A dita
frase é / poderá ser “compreensível” no seu contexto, mas isso não a torna
aceitável perante o “Annus Horribilis” que foi 2017 para Portugal e as
perspectivas futuras ainda mais preocupantes.
“Não fosse
Marcelo Rebelo de Sousa a pressionar o Governo, a situação seria pior.”
(…) “Sabemos,
sim, que o que se passou no Verão nesses lugares distantes limita o optimismo
do primeiro-ministro quando afirma que “este foi um ano particularmente
saboroso para Portugal. Foi-o certamente no plano da economia e das finanças
públicas (era a isso que António Costa se referia). Mas não o foi na
constatação de que havia um Portugal onde o fogo mata nas estradas, nas casas
dos centros das aldeias, um país onde ardeu mais de 60% de toda a área
florestal queimada este ano na Europa. Não foi ainda na constatação de que,
perante uma emergência, o Estado e o Governo não foram capazes de nos proteger.”
OVOODOCORVO
O antes e o
depois de um Verão trágico
Na floresta
e no interior há um antes e um depois deste Verão. O “antes” persiste; e o
“depois” tem ainda imensas barreiras a superar
Manuel
Carvalho
17 de Dezembro de 2017, 6:30
https://www.publico.pt/2017/12/17/sociedade/editorial/o-antes-e-o-depois-de-um-verao-tragico-1796261
Várzeas,
Pobrais, Nodeirinho, Barraca da Boavista, Vila Facaia ou Travancinha eram até
este Verão apenas lugares do esquecimento a que Portugal votou o seu território
interior. O fogo e a destruição que causou impuseram o seu regresso ao mapa. De
certeza ao mapa da culpa e do remorso; provavelmente também ao mapa da
esperança e do futuro. Há um antes e um depois de Junho e de Outubro de 2017 e
ainda não sabemos ao certo se o antes do esquecimento, da negligência e da
incúria se vai impor ao depois das promessas de ajuda, de políticas florestais
consistentes e de empenhos sérios na revalorização do interior.
Sabemos,
sim, que o que se passou no Verão nesses lugares distantes limita o optimismo
do primeiro-ministro quando afirma que “este foi um ano particularmente
saboroso para Portugal”. Foi-o certamente no plano da economia e das finanças
públicas (era a isso que António Costa se referia). Mas não o foi na
constatação de que havia um Portugal onde o fogo mata nas estradas, nas casas
dos centros das aldeias, um país onde ardeu mais de 60% de toda a área
florestal queimada este ano na Europa. Não foi ainda na constatação de que,
perante uma emergência, o Estado e o Governo não foram capazes de nos proteger.
Resta olhar
para o futuro e esse futuro está longe de ser auspicioso.

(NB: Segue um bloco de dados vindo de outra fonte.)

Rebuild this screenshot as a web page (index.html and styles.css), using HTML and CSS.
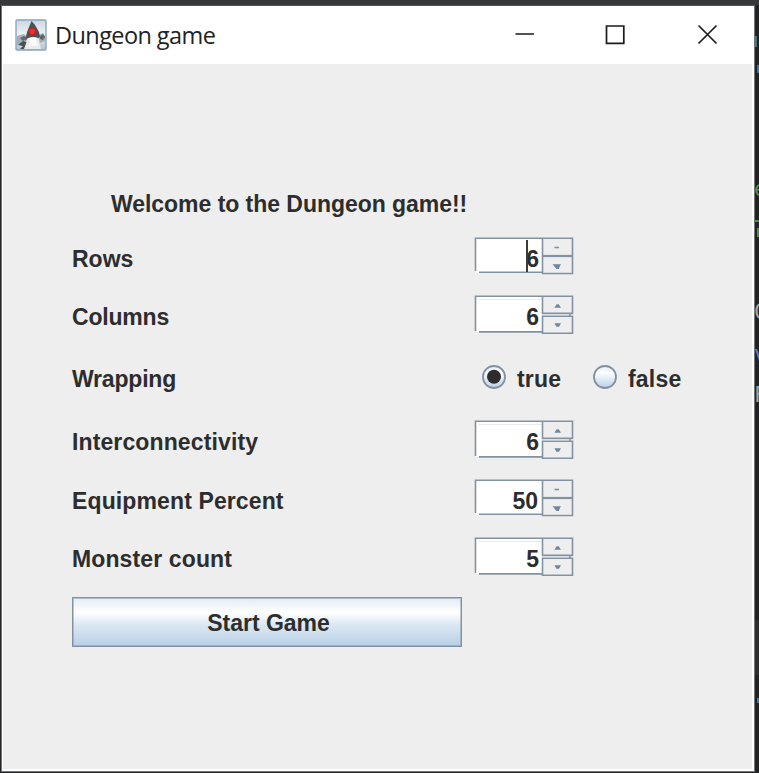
FILE: index.html
```html
<!DOCTYPE html>
<html lang="en">
<head>
<meta charset="utf-8">
<title>Dungeon game</title>
<link rel="stylesheet" href="styles.css">
</head>
<body>
<svg class="defs" width="0" height="0" aria-hidden="true">
  <defs>
    <linearGradient id="radio-fill" x1="0" y1="0" x2="0" y2="1">
      <stop offset="0" stop-color="#e4edf7"/><stop offset=".3" stop-color="#fdfeff"/><stop offset="1" stop-color="#b9d0e7"/>
    </linearGradient>
    <linearGradient id="icon-fill" x1="0" y1="0" x2="0" y2="1">
      <stop offset="0" stop-color="#ccd7e1"/><stop offset=".45" stop-color="#eceff2"/><stop offset="1" stop-color="#b5c2cf"/>
    </linearGradient>
    <symbol id="spin-flat" viewBox="0 0 100 40">
      <path fill="#fff" d="M2 1h66v35H2z"/>
      <g fill="none" stroke="#8292a2" stroke-width="1.6">
        <path d="M1.5 34V1.2H98.5V36.5H68.5V1.2M5 35.2H68.5"/>
        <path stroke-width="2.2" d="M68 19H99"/>
        <path d="M80.5 10.5H85"/>
      </g>
      <path fill="#71879c" d="M78.5 27.3h8.5l-1.2 2-1 2.7h-2.3z"/>
    </symbol>
    <symbol id="spin-full" viewBox="0 0 100 40">
      <path fill="#fff" d="M2 1h66v36H2z"/>
      <path fill="#fafafa" d="M69 18h30v3H69z"/>
      <path stroke="#eaeaea" d="M5 4.5H68"/>
      <g fill="none" stroke="#8292a2" stroke-width="1.6">
        <path d="M1.5 36V1.2H98.5V18.4H68.5V1.2M5 36.9H68.5"/>
        <path d="M68.5 21.2H98.5V38.3H68.5zM96 18.5v2.6"/>
      </g>
      <path fill="#71879c" d="M80.4 12.8h6.6l-2.3-3.6h-2zM80.4 28.2h6.6l-2 3.6h-2.6z"/>
    </symbol>
  </defs>
</svg>
<div class="desktop">
  <main class="window">
    <header class="titlebar">
      <svg class="app-icon" viewBox="0 0 32 32">
        <rect x="1" y="1" width="30" height="30" rx="1" fill="url(#icon-fill)" stroke="#8ba5bd" stroke-width="1.4"/>
        <path fill="#a7afb6" d="M2 17l7-2 3 3-2 7-8 1zM23 16l5-2 2 3v5l-5 2z"/>
        <path fill="#4b5155" d="M16.5 2 20 6l4 7 1 5-3 2-9-1-3 3 2-9z"/>
        <path fill="#5f676d" d="M5 19l4-2 3 2-4 3zM25 17l3-2 2 3-2 3-3-1z"/>
        <path fill="#4a4f52" d="M3 26l5-4 6 2-2 6H5l3-3z"/>
        <path fill="#e9eaea" d="M9 30l4-11q6-2 10 0l3 11z"/>
        <path fill="#fafafa" d="M15 19q4-1 6 0l2 7-9 2z"/>
        <circle cx="17.5" cy="12.8" r="4" fill="#b32626"/>
        <circle cx="17.2" cy="12.4" r="2.8" fill="#ed2e2e"/>
      </svg>
      <h1 class="title">Dungeon game</h1>
      <svg class="controls" viewBox="0 0 210 30" fill="none" stroke="#1b1b1b" stroke-width="1.7">
        <path d="M5.5 14H24M96.5 6h17.3v17.3H96.5z"/>
        <path d="m188.5 5.5 18 18m0-18-18 18"/>
      </svg>
    </header>
    <form class="form">
      <p class="welcome">Welcome to the Dungeon game!!</p>
      <div class="row"><span class="label">Rows</span>
        <div class="spinner"><svg class="frame"><use href="#spin-flat"/></svg><span class="value">6</span><i class="caret"></i></div></div>
      <div class="row"><span class="label tight">Columns</span>
        <div class="spinner"><svg class="frame"><use href="#spin-full"/></svg><span class="value">6</span></div></div>
      <div class="row"><span class="label tight">Wrapping</span>
        <div class="radios">
          <svg class="radio" viewBox="0 0 26 26"><circle cx="13" cy="13" r="11" fill="url(#radio-fill)" stroke="#8292a2" stroke-width="1.8"/><circle cx="13" cy="12.8" r="7" fill="#2d2d2d"/></svg>
          <span class="choice">true</span>
          <svg class="radio" viewBox="0 0 26 26"><circle cx="13" cy="13" r="11" fill="url(#radio-fill)" stroke="#8292a2" stroke-width="1.8"/></svg>
          <span class="choice">false</span>
        </div></div>
      <div class="row"><span class="label loose">Interconnectivity</span>
        <div class="spinner"><svg class="frame"><use href="#spin-full"/></svg><span class="value">6</span></div></div>
      <div class="row"><span class="label loose">Equipment Percent</span>
        <div class="spinner"><svg class="frame"><use href="#spin-flat"/></svg><span class="value wide">50</span></div></div>
      <div class="row"><span class="label loose">Monster count</span>
        <div class="spinner"><svg class="frame"><use href="#spin-full"/></svg><span class="value">5</span></div></div>
      <button class="start" type="button">Start Game</button>
    </form>
  </main>
  <svg class="editor" viewBox="0 0 4 773">
    <path fill="#2d2e2f" d="M0 620h4v55H0z"/>
    <path fill="#3f7484" d="M0 36h2v11H0z"/>
    <path fill="#3976b5" d="M2 65h2v8H2z"/>
    <path fill="#568f4c" d="M0 220h4v2H0zM2 228h2v9H2z"/>
    <path fill="#477aa0" d="M2 698h2v5H2z"/>
    <g class="code"><text x="-1" y="196" fill="#568f4c">e</text><text x="-1" y="319" fill="#a1a8ae">C</text><text x="-1" y="361" fill="#5789b8">v</text><text x="-1" y="402" fill="#a1a8ae">F</text></g>
  </svg>
</div>
</body>
</html>
```
FILE: styles.css
```css
* { box-sizing: border-box; }

body {
  margin: 0;
  height: 773px;
  overflow: hidden;
  background: #222324;
  color: #2d2d2d;
  font: bold 23px/28px "Liberation Sans", Arial, sans-serif;
}

.defs { display: block; }

.desktop {
  display: flex;
  height: 773px;
  padding-left: 1px;
  border-top: 5px solid #363839;
}

.window {
  display: flex;
  flex-direction: column;
  width: 754px;
  height: 767px;
  border: 1px solid #777;
  border-top-color: #555;
  background: #fff;
}

.titlebar {
  display: flex;
  align-items: center;
  flex: none;
  height: 58px;
  padding-left: 13px;
}

.app-icon { width: 32px; height: 32px; margin-top: -1px; }

.title {
  margin: 0 0 0 8px;
  color: #222;
  font: 400 23.5px/32px "Open Sans", "Noto Sans", sans-serif;
  letter-spacing: -0.58px;
  white-space: nowrap;
}

.controls {
  width: 210px;
  height: 30px;
  margin-left: auto;
  margin-right: 34px;
}

.form {
  display: grid;
  grid-template-rows: 52px 58px 63px 62px 59px 58px 60px 50px;
  flex: 1;
  align-content: start;
  margin: 0 2px 2px 1px;
  padding: 121px 0 0 69px;
  background: #eee;
}

.welcome {
  margin: 0;
  padding: 5px 0 0 39px;
  letter-spacing: -0.04px;
  white-space: nowrap;
}

.row {
  display: grid;
  grid-template-columns: 402px 1fr;
  align-items: start;
}

.label { padding-top: 8px; white-space: nowrap; }
.tight { letter-spacing: -0.2px; }
.loose { letter-spacing: 0.12px; }

.spinner {
  display: grid;
  width: 100px;
  height: 40px;
}

.frame, .value, .caret { grid-area: 1 / 1; }
.frame { width: 100px; height: 40px; }

.value {
  align-self: start;
  justify-self: end;
  margin: 2px 35px 0 0;
  padding-top: 6px;
}

.wide { margin-right: 36px; }

.caret {
  width: 2px;
  height: 32px;
  margin: 3px 0 0 52px;
  background: #3c3c3c;
}

.radios { display: flex; align-items: center; padding: 6px 0 0 7px; }
.radio { width: 26px; height: 26px; margin-top: -4px; }
.choice { width: 76px; padding: 1px 0 0 10px; margin-right: 9px; letter-spacing: 0.2px; }
.row:has(.radios) .label { padding-top: 7px; }

.start {
  width: 390px;
  height: 50px;
  padding: 2px 0 0 3px;
  border: 1px solid #8292a2;
  box-shadow: inset 0 0 0 1px #8292a280;
  background: linear-gradient(#e1ebf6, #fff 30%, #dce8f3 55%, #b9d0e6);
  color: inherit;
  font: inherit;
}

.editor { flex: none; width: 4px; height: 773px; margin-top: -5px; }
.code { font: 21px "DejaVu Sans Mono", monospace; }
```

O relato dos apoios
do Estado às vítimas prova uma vez mais o fracasso de uma administração
centralizada, labiríntica e ineficiente. Os atrasos nos pagamentos, os
projectos que se exigem a agricultores idosos e incapazes de seguir o absurdo
da burocracia são a prova de quem neste país quem decide está longe de conhecer
os destinatários das suas decisões ou os lugares que eles habitam. Não fosse
Marcelo Rebelo de Sousa a pressionar o Governo, a situação seria pior.
Mas há
também um futuro que promete ser mais risonho. Pela primeira vez, parece haver
no ar uma política séria de prevenção dos fogos. A escolha de Tiago Oliveira
para comandar as operações é auspiciosa. Os planos do Ministério da Agricultura
são sensatos – veremos se saem do papel. O Ministério da Defesa vai ter uma
palavra a dizer. As autarquias prometem cumprir a sua parte. A desgraça deste
Verão está a forçar mudanças. Não podemos deixar que o tempo, o esquecimento e
o entorpecimento dos poderes públicos as comprometam. Será essa a melhor
homenagem que podemos prestar aos que pagaram com a vida ou com os seus bens o
desleixo que nos perseguiu até este Verão.